Pages as source code:
[BEGIN]
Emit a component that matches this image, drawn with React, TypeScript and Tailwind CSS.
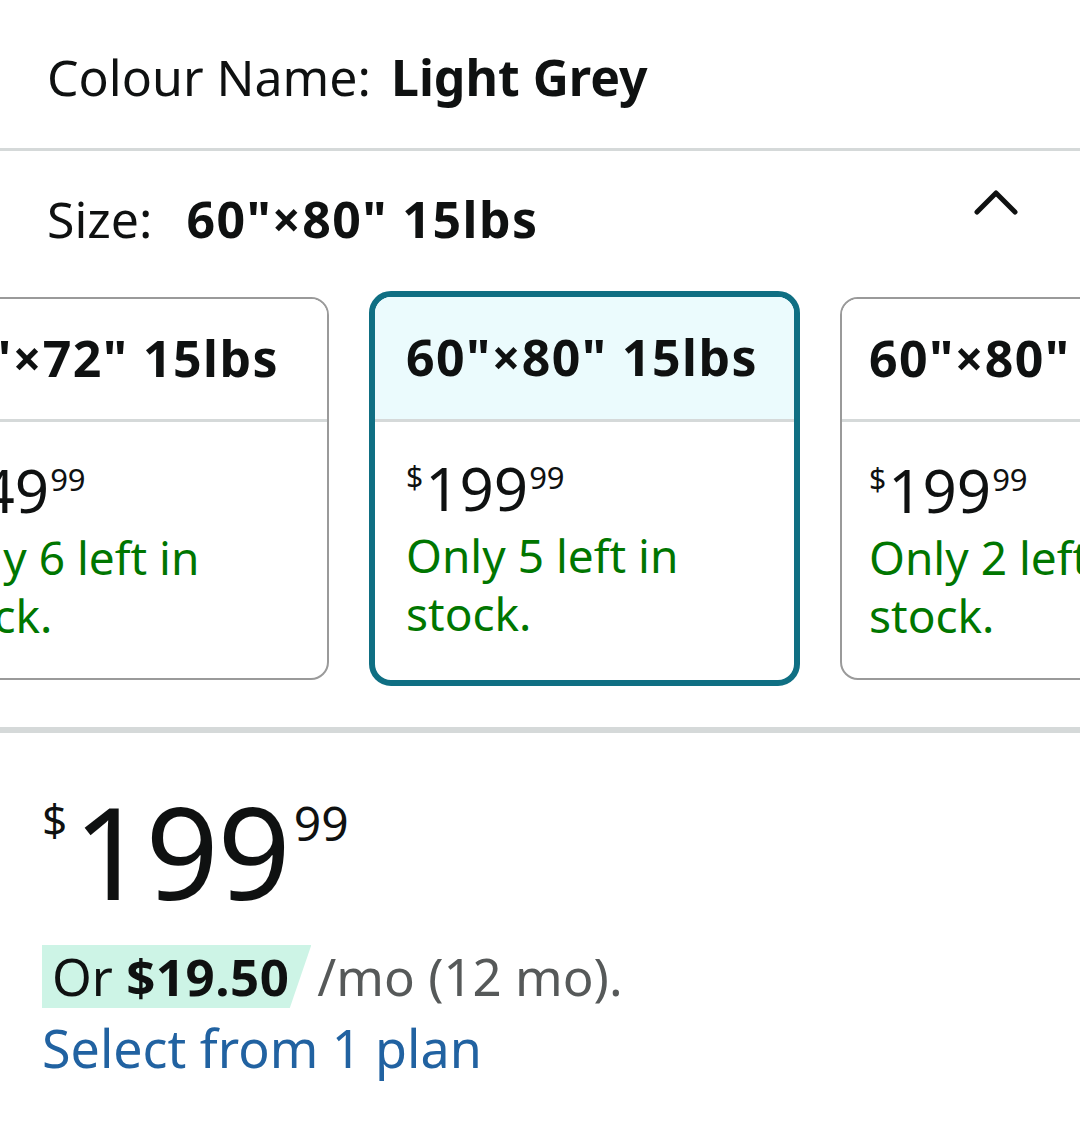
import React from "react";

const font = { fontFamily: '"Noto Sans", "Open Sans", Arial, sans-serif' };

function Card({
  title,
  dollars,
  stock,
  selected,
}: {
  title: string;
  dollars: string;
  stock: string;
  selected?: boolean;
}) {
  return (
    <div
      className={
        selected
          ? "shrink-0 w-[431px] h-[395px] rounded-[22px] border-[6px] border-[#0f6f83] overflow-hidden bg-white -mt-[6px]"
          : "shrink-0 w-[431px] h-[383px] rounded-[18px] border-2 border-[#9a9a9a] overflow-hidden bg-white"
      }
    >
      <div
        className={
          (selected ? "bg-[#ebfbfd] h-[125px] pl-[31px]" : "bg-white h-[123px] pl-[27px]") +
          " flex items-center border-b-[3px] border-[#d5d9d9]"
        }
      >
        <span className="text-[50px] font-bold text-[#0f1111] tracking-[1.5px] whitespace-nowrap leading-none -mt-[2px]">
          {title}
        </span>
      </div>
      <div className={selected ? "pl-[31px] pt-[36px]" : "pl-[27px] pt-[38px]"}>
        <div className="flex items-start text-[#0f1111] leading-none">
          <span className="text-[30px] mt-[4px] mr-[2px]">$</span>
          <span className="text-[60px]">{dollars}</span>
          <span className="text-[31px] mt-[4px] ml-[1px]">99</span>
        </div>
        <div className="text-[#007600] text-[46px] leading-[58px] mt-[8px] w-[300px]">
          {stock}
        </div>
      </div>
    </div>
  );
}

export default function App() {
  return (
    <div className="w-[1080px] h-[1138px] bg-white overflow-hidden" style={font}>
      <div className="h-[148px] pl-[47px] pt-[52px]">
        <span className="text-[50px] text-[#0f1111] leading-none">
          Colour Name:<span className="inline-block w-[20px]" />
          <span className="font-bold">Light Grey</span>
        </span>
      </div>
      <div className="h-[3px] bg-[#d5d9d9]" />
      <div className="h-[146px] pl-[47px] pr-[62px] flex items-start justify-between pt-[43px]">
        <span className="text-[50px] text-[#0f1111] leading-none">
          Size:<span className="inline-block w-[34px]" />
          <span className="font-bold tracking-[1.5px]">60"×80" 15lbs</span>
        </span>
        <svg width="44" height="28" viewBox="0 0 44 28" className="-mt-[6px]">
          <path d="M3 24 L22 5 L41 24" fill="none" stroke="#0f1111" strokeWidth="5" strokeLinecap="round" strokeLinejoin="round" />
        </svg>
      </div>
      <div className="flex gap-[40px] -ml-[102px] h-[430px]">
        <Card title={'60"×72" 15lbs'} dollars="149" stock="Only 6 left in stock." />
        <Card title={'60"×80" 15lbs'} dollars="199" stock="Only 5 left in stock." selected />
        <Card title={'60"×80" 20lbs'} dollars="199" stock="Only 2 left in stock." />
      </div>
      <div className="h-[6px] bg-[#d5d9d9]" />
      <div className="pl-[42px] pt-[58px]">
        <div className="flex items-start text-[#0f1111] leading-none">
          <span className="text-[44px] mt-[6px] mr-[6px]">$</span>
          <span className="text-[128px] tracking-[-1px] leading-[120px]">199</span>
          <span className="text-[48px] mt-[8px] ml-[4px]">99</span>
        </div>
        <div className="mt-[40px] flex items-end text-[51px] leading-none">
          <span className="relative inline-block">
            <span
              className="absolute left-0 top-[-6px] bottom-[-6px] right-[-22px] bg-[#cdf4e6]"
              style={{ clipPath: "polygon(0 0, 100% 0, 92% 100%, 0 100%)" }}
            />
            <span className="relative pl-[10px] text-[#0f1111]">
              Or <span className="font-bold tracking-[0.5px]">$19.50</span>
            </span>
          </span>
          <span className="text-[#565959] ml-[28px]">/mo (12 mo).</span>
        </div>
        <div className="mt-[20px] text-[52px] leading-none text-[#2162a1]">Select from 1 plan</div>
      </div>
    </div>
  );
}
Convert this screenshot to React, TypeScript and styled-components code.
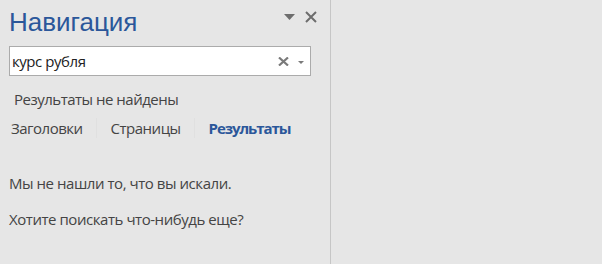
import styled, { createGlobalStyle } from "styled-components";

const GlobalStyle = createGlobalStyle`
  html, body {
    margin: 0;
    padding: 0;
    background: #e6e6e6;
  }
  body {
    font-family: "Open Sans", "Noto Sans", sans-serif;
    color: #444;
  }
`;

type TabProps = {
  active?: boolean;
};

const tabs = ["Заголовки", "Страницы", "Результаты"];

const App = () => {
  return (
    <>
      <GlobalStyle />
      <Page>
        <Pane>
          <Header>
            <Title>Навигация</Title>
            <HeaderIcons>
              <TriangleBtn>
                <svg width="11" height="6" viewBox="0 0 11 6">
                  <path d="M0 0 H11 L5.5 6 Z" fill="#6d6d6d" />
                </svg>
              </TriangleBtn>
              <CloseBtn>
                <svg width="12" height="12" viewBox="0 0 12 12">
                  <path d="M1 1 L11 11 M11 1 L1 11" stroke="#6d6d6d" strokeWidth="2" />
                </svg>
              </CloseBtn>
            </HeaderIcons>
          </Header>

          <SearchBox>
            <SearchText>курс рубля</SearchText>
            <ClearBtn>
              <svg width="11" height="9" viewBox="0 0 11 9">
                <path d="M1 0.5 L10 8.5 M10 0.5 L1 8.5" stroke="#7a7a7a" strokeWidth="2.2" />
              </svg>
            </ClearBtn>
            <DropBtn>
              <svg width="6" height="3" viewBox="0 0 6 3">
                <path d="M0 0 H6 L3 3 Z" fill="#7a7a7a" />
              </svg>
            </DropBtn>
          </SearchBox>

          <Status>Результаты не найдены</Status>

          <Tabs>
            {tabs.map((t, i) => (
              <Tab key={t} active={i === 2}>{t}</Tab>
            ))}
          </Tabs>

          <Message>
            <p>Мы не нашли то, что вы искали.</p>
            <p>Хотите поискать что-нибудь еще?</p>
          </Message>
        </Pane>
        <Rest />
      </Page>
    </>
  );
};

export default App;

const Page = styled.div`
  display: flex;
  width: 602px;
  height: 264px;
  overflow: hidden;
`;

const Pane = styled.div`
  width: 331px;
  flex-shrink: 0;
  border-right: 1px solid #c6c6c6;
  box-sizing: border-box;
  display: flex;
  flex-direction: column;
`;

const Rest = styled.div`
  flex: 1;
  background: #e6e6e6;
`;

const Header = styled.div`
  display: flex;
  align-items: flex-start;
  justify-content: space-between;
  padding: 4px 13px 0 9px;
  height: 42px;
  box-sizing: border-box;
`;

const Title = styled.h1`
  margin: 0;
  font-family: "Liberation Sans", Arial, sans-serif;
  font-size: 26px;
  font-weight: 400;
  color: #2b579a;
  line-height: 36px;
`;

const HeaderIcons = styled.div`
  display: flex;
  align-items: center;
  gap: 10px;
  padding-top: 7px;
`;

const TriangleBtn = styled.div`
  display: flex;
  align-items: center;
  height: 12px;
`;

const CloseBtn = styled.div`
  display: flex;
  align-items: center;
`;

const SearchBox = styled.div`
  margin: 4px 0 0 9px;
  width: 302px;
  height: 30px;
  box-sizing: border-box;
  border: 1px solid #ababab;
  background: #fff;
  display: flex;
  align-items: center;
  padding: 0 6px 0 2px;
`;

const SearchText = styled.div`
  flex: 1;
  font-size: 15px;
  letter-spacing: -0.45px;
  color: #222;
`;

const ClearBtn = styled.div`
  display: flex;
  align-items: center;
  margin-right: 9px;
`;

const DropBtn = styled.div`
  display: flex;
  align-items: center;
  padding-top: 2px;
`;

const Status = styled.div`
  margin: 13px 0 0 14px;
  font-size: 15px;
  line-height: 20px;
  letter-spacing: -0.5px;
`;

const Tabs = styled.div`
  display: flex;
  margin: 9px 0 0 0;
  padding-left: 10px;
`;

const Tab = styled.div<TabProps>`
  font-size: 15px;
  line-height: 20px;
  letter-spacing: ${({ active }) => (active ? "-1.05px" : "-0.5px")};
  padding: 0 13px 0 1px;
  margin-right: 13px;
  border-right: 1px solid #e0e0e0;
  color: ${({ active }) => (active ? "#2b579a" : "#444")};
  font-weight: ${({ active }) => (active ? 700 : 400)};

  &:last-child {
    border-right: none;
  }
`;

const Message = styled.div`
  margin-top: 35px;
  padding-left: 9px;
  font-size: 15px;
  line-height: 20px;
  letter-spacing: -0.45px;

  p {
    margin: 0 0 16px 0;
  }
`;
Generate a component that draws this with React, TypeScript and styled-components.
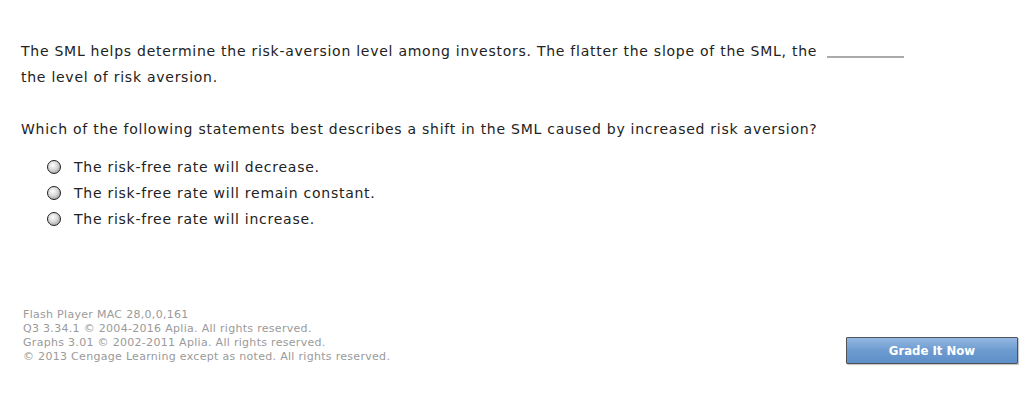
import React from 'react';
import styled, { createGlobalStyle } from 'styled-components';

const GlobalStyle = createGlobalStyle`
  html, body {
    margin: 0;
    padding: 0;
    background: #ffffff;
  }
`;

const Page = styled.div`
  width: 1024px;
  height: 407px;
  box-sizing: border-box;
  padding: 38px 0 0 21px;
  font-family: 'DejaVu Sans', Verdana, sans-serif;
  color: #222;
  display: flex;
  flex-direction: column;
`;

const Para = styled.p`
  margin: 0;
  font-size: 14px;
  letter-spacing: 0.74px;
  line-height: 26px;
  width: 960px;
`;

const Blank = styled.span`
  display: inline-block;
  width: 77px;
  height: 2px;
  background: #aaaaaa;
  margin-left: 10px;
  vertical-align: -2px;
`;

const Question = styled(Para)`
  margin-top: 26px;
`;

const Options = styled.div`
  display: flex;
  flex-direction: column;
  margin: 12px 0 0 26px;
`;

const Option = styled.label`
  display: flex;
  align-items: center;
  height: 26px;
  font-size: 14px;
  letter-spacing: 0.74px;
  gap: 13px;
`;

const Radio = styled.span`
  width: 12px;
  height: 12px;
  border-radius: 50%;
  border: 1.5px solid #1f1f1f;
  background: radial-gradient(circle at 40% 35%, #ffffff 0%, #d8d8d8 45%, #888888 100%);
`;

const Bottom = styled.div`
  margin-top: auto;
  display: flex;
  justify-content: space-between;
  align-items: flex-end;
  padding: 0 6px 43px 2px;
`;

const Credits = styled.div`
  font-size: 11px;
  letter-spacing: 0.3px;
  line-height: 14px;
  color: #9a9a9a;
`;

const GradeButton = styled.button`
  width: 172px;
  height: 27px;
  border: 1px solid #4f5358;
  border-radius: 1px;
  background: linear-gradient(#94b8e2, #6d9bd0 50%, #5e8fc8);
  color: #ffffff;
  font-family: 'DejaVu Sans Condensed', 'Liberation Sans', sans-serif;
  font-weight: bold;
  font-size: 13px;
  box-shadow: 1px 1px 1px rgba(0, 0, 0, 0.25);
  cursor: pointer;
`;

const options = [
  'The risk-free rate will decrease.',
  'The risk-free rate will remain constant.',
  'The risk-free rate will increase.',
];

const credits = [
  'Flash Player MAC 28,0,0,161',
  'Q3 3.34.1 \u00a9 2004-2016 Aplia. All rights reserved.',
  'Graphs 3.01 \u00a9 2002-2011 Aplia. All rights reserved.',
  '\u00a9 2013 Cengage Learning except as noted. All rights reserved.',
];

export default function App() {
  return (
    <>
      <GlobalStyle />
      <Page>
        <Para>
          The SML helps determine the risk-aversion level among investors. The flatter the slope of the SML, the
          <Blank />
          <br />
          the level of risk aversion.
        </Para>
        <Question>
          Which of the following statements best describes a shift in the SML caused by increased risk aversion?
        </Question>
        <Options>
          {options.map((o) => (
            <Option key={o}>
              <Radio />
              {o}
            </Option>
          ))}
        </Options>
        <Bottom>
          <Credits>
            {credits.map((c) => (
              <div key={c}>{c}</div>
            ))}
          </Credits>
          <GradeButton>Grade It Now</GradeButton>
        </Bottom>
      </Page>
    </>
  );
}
[END]
Check each line of the records above for the string "this", and report every line that has it.

**Written answer**
Emit a component that matches this image, drawn with React, TypeScript and Tailwind CSS.
Convert this screenshot to React, TypeScript and styled-components code.
Generate a component that draws this with React, TypeScript and styled-components.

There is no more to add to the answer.